> _Do this_: Reproduce every record below exactly as written, but leave out any pictures.

> _Given data_:

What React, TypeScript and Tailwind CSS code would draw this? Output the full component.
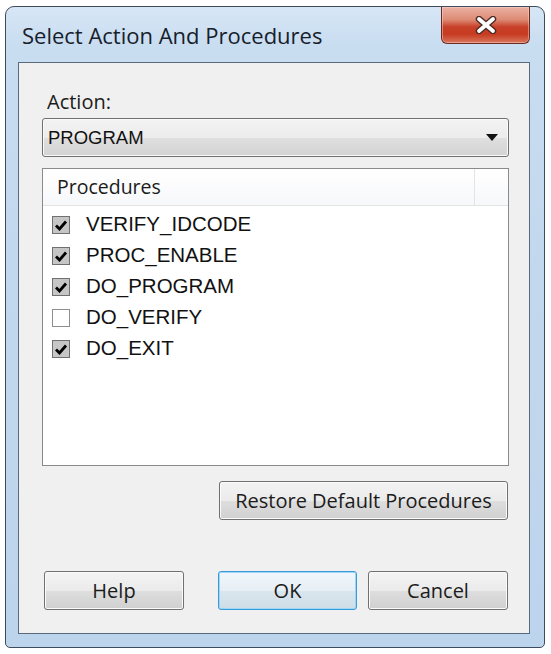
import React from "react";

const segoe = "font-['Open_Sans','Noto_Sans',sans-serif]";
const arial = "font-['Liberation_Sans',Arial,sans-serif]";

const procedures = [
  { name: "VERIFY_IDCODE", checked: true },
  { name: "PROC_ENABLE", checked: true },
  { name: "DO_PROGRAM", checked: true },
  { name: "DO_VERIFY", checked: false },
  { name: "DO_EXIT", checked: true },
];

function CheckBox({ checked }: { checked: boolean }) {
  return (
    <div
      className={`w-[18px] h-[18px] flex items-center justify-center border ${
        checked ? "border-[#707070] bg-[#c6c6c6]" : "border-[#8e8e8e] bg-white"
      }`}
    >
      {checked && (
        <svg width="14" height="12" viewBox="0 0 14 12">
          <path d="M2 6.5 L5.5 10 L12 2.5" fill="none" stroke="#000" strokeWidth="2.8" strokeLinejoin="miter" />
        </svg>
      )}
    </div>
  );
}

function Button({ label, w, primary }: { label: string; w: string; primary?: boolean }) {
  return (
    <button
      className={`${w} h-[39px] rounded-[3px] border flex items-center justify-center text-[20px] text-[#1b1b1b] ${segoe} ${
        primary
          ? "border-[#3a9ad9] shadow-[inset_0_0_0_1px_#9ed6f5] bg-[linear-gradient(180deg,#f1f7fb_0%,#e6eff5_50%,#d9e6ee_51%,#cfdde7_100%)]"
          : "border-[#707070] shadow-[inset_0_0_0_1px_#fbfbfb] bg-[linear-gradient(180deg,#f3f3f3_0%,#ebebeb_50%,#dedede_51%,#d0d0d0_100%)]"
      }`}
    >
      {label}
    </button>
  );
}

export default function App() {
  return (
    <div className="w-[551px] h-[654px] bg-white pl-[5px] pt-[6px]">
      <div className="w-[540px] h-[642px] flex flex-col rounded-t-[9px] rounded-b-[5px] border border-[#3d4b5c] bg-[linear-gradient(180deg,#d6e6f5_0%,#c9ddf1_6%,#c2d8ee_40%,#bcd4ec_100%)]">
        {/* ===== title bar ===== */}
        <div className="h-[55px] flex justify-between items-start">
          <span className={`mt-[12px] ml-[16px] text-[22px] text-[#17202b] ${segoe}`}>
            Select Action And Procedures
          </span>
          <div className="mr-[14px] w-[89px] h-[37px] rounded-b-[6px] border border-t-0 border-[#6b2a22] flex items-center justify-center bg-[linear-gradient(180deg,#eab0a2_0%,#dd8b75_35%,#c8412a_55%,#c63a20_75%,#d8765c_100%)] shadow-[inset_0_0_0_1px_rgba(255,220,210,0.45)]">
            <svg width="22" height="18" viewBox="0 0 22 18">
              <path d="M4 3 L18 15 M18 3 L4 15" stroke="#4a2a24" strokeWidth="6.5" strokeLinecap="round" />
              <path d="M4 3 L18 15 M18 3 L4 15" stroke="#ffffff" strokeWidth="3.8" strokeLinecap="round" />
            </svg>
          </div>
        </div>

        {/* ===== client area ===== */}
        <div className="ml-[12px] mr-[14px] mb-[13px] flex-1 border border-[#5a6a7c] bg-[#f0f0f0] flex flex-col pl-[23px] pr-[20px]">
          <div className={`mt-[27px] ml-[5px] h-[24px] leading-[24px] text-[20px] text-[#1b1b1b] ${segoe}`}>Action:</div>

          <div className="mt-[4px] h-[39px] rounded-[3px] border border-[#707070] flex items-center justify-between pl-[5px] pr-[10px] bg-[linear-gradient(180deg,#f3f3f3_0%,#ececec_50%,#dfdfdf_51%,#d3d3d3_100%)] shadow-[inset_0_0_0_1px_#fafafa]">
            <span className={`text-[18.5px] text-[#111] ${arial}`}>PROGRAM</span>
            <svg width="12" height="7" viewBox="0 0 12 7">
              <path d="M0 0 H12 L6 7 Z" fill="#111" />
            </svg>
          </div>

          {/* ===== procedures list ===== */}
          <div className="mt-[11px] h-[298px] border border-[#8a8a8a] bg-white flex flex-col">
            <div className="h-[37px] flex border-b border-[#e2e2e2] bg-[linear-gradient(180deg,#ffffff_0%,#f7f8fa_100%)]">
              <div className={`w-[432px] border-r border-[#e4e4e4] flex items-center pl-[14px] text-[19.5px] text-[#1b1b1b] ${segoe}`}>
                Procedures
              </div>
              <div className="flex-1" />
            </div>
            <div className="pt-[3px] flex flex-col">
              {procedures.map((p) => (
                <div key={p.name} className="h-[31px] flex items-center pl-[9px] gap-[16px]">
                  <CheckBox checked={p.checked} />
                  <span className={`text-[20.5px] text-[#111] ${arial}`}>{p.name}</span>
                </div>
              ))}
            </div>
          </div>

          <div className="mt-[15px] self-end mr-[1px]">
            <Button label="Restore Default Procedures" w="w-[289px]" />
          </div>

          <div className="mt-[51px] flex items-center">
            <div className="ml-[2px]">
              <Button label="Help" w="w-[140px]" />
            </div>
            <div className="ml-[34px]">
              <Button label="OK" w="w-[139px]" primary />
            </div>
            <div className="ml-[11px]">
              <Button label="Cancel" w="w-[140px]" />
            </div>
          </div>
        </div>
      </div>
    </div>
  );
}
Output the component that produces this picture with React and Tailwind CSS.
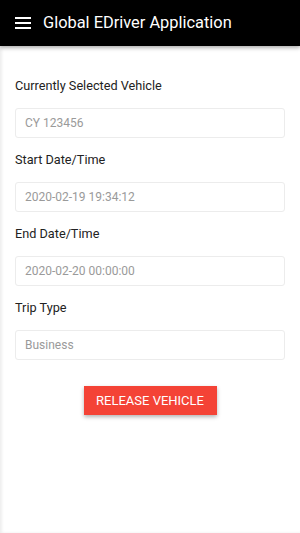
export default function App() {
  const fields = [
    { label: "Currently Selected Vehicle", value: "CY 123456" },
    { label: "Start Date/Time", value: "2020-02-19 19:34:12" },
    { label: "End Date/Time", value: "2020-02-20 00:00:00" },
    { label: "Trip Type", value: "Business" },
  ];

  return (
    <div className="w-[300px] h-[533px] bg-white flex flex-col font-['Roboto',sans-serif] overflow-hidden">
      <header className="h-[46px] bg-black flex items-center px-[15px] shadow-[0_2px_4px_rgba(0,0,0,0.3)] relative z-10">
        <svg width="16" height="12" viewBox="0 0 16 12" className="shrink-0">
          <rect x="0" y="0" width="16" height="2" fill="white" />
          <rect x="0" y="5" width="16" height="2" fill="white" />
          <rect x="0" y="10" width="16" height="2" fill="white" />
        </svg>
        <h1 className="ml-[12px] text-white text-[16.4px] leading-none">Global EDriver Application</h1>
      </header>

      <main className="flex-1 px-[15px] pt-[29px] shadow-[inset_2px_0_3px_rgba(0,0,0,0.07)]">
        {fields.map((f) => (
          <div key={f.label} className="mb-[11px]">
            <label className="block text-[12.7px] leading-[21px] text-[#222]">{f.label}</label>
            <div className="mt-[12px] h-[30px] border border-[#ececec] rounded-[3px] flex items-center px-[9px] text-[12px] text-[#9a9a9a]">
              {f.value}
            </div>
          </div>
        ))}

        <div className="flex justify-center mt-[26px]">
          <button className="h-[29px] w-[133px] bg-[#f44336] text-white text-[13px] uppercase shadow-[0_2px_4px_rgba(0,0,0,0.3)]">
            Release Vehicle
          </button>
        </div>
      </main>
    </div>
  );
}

> _Completed task_:
What React, TypeScript and Tailwind CSS code would draw this? Output the full component.
import React from "react";

const segoe = "font-['Open_Sans','Noto_Sans',sans-serif]";
const arial = "font-['Liberation_Sans',Arial,sans-serif]";

const procedures = [
  { name: "VERIFY_IDCODE", checked: true },
  { name: "PROC_ENABLE", checked: true },
  { name: "DO_PROGRAM", checked: true },
  { name: "DO_VERIFY", checked: false },
  { name: "DO_EXIT", checked: true },
];

function CheckBox({ checked }: { checked: boolean }) {
  return (
    <div
      className={`w-[18px] h-[18px] flex items-center justify-center border ${
        checked ? "border-[#707070] bg-[#c6c6c6]" : "border-[#8e8e8e] bg-white"
      }`}
    >
      {checked && (
        <svg width="14" height="12" viewBox="0 0 14 12">
          <path d="M2 6.5 L5.5 10 L12 2.5" fill="none" stroke="#000" strokeWidth="2.8" strokeLinejoin="miter" />
        </svg>
      )}
    </div>
  );
}

function Button({ label, w, primary }: { label: string; w: string; primary?: boolean }) {
  return (
    <button
      className={`${w} h-[39px] rounded-[3px] border flex items-center justify-center text-[20px] text-[#1b1b1b] ${segoe} ${
        primary
          ? "border-[#3a9ad9] shadow-[inset_0_0_0_1px_#9ed6f5] bg-[linear-gradient(180deg,#f1f7fb_0%,#e6eff5_50%,#d9e6ee_51%,#cfdde7_100%)]"
          : "border-[#707070] shadow-[inset_0_0_0_1px_#fbfbfb] bg-[linear-gradient(180deg,#f3f3f3_0%,#ebebeb_50%,#dedede_51%,#d0d0d0_100%)]"
      }`}
    >
      {label}
    </button>
  );
}

export default function App() {
  return (
    <div className="w-[551px] h-[654px] bg-white pl-[5px] pt-[6px]">
      <div className="w-[540px] h-[642px] flex flex-col rounded-t-[9px] rounded-b-[5px] border border-[#3d4b5c] bg-[linear-gradient(180deg,#d6e6f5_0%,#c9ddf1_6%,#c2d8ee_40%,#bcd4ec_100%)]">
        {/* ===== title bar ===== */}
        <div className="h-[55px] flex justify-between items-start">
          <span className={`mt-[12px] ml-[16px] text-[22px] text-[#17202b] ${segoe}`}>
            Select Action And Procedures
          </span>
          <div className="mr-[14px] w-[89px] h-[37px] rounded-b-[6px] border border-t-0 border-[#6b2a22] flex items-center justify-center bg-[linear-gradient(180deg,#eab0a2_0%,#dd8b75_35%,#c8412a_55%,#c63a20_75%,#d8765c_100%)] shadow-[inset_0_0_0_1px_rgba(255,220,210,0.45)]">
            <svg width="22" height="18" viewBox="0 0 22 18">
              <path d="M4 3 L18 15 M18 3 L4 15" stroke="#4a2a24" strokeWidth="6.5" strokeLinecap="round" />
              <path d="M4 3 L18 15 M18 3 L4 15" stroke="#ffffff" strokeWidth="3.8" strokeLinecap="round" />
            </svg>
          </div>
        </div>

        {/* ===== client area ===== */}
        <div className="ml-[12px] mr-[14px] mb-[13px] flex-1 border border-[#5a6a7c] bg-[#f0f0f0] flex flex-col pl-[23px] pr-[20px]">
          <div className={`mt-[27px] ml-[5px] h-[24px] leading-[24px] text-[20px] text-[#1b1b1b] ${segoe}`}>Action:</div>

          <div className="mt-[4px] h-[39px] rounded-[3px] border border-[#707070] flex items-center justify-between pl-[5px] pr-[10px] bg-[linear-gradient(180deg,#f3f3f3_0%,#ececec_50%,#dfdfdf_51%,#d3d3d3_100%)] shadow-[inset_0_0_0_1px_#fafafa]">
            <span className={`text-[18.5px] text-[#111] ${arial}`}>PROGRAM</span>
            <svg width="12" height="7" viewBox="0 0 12 7">
              <path d="M0 0 H12 L6 7 Z" fill="#111" />
            </svg>
          </div>

          {/* ===== procedures list ===== */}
          <div className="mt-[11px] h-[298px] border border-[#8a8a8a] bg-white flex flex-col">
            <div className="h-[37px] flex border-b border-[#e2e2e2] bg-[linear-gradient(180deg,#ffffff_0%,#f7f8fa_100%)]">
              <div className={`w-[432px] border-r border-[#e4e4e4] flex items-center pl-[14px] text-[19.5px] text-[#1b1b1b] ${segoe}`}>
                Procedures
              </div>
              <div className="flex-1" />
            </div>
            <div className="pt-[3px] flex flex-col">
              {procedures.map((p) => (
                <div key={p.name} className="h-[31px] flex items-center pl-[9px] gap-[16px]">
                  <CheckBox checked={p.checked} />
                  <span className={`text-[20.5px] text-[#111] ${arial}`}>{p.name}</span>
                </div>
              ))}
            </div>
          </div>

          <div className="mt-[15px] self-end mr-[1px]">
            <Button label="Restore Default Procedures" w="w-[289px]" />
          </div>

          <div className="mt-[51px] flex items-center">
            <div className="ml-[2px]">
              <Button label="Help" w="w-[140px]" />
            </div>
            <div className="ml-[34px]">
              <Button label="OK" w="w-[139px]" primary />
            </div>
            <div className="ml-[11px]">
              <Button label="Cancel" w="w-[140px]" />
            </div>
          </div>
        </div>
      </div>
    </div>
  );
}
Output the component that produces this picture with React and Tailwind CSS.
export default function App() {
  const fields = [
    { label: "Currently Selected Vehicle", value: "CY 123456" },
    { label: "Start Date/Time", value: "2020-02-19 19:34:12" },
    { label: "End Date/Time", value: "2020-02-20 00:00:00" },
    { label: "Trip Type", value: "Business" },
  ];

  return (
    <div className="w-[300px] h-[533px] bg-white flex flex-col font-['Roboto',sans-serif] overflow-hidden">
      <header className="h-[46px] bg-black flex items-center px-[15px] shadow-[0_2px_4px_rgba(0,0,0,0.3)] relative z-10">
        <svg width="16" height="12" viewBox="0 0 16 12" className="shrink-0">
          <rect x="0" y="0" width="16" height="2" fill="white" />
          <rect x="0" y="5" width="16" height="2" fill="white" />
          <rect x="0" y="10" width="16" height="2" fill="white" />
        </svg>
        <h1 className="ml-[12px] text-white text-[16.4px] leading-none">Global EDriver Application</h1>
      </header>

      <main className="flex-1 px-[15px] pt-[29px] shadow-[inset_2px_0_3px_rgba(0,0,0,0.07)]">
        {fields.map((f) => (
          <div key={f.label} className="mb-[11px]">
            <label className="block text-[12.7px] leading-[21px] text-[#222]">{f.label}</label>
            <div className="mt-[12px] h-[30px] border border-[#ececec] rounded-[3px] flex items-center px-[9px] text-[12px] text-[#9a9a9a]">
              {f.value}
            </div>
          </div>
        ))}

        <div className="flex justify-center mt-[26px]">
          <button className="h-[29px] w-[133px] bg-[#f44336] text-white text-[13px] uppercase shadow-[0_2px_4px_rgba(0,0,0,0.3)]">
            Release Vehicle
          </button>
        </div>
      </main>
    </div>
  );
}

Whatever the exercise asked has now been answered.